Task brief
Pick out each line below containing "styles".

--- Collected data ---

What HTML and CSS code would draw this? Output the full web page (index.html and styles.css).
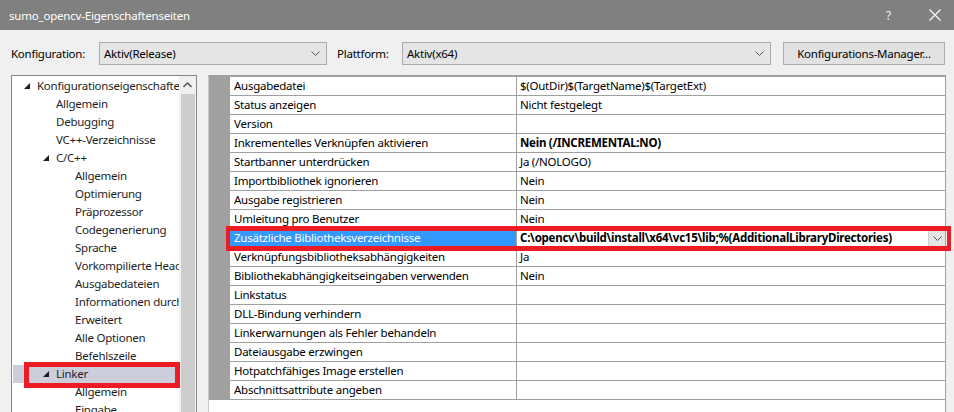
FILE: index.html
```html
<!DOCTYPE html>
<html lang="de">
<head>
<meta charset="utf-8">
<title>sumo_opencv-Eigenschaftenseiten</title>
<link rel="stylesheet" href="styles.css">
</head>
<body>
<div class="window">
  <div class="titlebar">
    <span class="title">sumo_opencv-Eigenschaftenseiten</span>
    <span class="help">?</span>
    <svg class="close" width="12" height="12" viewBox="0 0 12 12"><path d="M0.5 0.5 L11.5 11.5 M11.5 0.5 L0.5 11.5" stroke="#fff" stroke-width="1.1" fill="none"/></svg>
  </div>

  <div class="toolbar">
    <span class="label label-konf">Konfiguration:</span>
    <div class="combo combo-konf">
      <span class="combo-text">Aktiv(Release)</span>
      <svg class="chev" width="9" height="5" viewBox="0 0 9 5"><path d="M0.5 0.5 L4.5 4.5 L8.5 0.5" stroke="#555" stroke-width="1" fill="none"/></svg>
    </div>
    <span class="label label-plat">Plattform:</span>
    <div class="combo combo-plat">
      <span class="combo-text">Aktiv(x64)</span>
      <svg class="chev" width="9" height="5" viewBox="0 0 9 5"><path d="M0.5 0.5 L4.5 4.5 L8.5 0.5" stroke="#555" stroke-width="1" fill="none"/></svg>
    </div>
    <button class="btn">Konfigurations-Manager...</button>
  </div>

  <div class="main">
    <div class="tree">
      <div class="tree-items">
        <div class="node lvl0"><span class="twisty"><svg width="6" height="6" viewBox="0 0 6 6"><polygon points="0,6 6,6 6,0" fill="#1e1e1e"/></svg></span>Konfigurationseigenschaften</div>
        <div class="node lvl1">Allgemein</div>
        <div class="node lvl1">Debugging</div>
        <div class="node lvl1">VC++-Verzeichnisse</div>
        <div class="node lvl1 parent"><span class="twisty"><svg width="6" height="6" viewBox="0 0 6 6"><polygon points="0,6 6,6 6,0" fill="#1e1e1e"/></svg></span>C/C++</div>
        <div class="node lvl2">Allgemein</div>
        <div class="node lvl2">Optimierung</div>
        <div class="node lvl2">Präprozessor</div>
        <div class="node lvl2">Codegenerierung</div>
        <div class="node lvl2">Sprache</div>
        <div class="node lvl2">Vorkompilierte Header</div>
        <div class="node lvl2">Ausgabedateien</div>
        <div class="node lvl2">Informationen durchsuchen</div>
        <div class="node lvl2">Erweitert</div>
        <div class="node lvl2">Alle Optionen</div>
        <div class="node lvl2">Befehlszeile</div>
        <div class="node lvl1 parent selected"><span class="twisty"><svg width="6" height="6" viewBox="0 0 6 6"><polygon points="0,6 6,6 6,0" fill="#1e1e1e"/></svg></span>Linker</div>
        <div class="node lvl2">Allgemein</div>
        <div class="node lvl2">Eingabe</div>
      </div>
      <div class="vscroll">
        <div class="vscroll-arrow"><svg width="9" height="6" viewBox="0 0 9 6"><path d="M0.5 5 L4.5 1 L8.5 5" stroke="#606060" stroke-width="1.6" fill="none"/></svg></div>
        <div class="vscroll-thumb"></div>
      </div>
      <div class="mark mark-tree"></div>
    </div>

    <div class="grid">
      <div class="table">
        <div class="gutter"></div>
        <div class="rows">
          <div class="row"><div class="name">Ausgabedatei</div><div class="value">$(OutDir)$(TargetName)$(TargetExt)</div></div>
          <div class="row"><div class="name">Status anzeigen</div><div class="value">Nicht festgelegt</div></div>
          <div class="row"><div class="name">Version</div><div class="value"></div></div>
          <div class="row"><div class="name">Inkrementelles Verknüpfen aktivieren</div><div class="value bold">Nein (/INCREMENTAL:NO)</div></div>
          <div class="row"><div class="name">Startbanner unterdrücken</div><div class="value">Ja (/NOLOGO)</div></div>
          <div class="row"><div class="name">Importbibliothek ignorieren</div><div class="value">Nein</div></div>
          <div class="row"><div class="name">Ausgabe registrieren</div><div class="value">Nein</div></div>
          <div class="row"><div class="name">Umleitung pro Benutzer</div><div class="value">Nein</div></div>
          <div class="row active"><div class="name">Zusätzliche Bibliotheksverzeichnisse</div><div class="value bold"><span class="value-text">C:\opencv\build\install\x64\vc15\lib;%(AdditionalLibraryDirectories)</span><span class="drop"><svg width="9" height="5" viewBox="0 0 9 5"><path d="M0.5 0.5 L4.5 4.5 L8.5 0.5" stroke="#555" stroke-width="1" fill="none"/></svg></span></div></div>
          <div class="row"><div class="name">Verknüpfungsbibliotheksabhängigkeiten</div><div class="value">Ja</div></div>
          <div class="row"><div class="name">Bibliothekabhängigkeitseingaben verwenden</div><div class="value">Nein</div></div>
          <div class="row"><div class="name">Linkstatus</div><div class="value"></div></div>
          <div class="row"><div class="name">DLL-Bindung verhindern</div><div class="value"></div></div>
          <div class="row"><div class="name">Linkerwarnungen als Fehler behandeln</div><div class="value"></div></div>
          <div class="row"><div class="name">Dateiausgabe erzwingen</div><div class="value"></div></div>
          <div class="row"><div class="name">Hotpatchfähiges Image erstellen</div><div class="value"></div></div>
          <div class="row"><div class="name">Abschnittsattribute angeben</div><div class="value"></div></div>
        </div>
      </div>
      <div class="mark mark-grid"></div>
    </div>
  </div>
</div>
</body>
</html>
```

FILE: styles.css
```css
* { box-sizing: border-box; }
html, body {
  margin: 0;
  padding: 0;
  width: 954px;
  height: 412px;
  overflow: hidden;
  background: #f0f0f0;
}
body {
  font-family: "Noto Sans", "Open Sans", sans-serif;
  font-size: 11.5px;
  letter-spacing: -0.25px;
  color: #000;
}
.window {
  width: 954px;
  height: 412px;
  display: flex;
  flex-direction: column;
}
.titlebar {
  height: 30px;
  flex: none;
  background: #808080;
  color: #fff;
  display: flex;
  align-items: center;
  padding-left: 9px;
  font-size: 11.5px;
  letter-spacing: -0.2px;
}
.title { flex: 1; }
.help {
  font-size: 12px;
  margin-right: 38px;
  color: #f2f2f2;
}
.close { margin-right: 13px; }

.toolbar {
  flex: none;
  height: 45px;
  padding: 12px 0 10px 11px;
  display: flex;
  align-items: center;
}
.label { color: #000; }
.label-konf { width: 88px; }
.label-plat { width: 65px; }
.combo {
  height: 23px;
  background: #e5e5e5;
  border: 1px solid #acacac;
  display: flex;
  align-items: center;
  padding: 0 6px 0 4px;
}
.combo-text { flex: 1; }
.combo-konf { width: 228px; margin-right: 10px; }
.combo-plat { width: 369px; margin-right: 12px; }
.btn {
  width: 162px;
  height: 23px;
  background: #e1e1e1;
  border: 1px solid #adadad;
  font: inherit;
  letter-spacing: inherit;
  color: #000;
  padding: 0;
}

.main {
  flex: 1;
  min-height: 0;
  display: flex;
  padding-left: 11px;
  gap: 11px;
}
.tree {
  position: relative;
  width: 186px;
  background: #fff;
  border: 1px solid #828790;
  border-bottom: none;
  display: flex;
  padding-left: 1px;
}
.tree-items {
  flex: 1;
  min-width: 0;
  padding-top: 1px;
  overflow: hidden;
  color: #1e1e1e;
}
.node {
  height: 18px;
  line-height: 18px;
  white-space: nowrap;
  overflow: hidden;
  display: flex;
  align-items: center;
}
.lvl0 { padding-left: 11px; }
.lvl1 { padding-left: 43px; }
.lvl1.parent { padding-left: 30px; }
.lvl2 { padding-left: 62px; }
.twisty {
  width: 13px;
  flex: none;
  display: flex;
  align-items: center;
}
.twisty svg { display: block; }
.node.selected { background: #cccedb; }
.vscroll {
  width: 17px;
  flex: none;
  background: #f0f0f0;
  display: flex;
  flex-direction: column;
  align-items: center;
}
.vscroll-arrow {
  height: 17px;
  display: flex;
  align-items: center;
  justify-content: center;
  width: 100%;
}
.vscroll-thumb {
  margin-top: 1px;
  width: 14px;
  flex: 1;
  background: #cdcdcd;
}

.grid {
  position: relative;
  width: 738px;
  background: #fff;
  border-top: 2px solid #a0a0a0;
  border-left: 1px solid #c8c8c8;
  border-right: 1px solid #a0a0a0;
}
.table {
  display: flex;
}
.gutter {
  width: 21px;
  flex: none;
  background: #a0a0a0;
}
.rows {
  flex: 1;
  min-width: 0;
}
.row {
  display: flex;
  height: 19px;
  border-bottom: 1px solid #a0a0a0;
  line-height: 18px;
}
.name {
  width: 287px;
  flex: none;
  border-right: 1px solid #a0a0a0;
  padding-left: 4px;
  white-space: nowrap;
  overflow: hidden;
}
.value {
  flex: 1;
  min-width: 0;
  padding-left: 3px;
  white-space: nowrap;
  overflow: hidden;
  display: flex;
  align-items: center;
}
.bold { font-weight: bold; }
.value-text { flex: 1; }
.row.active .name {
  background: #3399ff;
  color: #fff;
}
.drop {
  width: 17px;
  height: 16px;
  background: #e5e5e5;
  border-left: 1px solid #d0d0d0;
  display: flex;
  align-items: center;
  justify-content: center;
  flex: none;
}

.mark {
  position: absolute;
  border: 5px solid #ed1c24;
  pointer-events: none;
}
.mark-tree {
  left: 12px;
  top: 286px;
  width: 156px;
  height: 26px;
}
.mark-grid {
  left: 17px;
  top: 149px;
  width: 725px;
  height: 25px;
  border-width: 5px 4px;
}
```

---

Exercise response
What HTML and CSS code would draw this? Output the full web page (index.html and styles.css).
<link rel="stylesheet" href="styles.css">
FILE: styles.css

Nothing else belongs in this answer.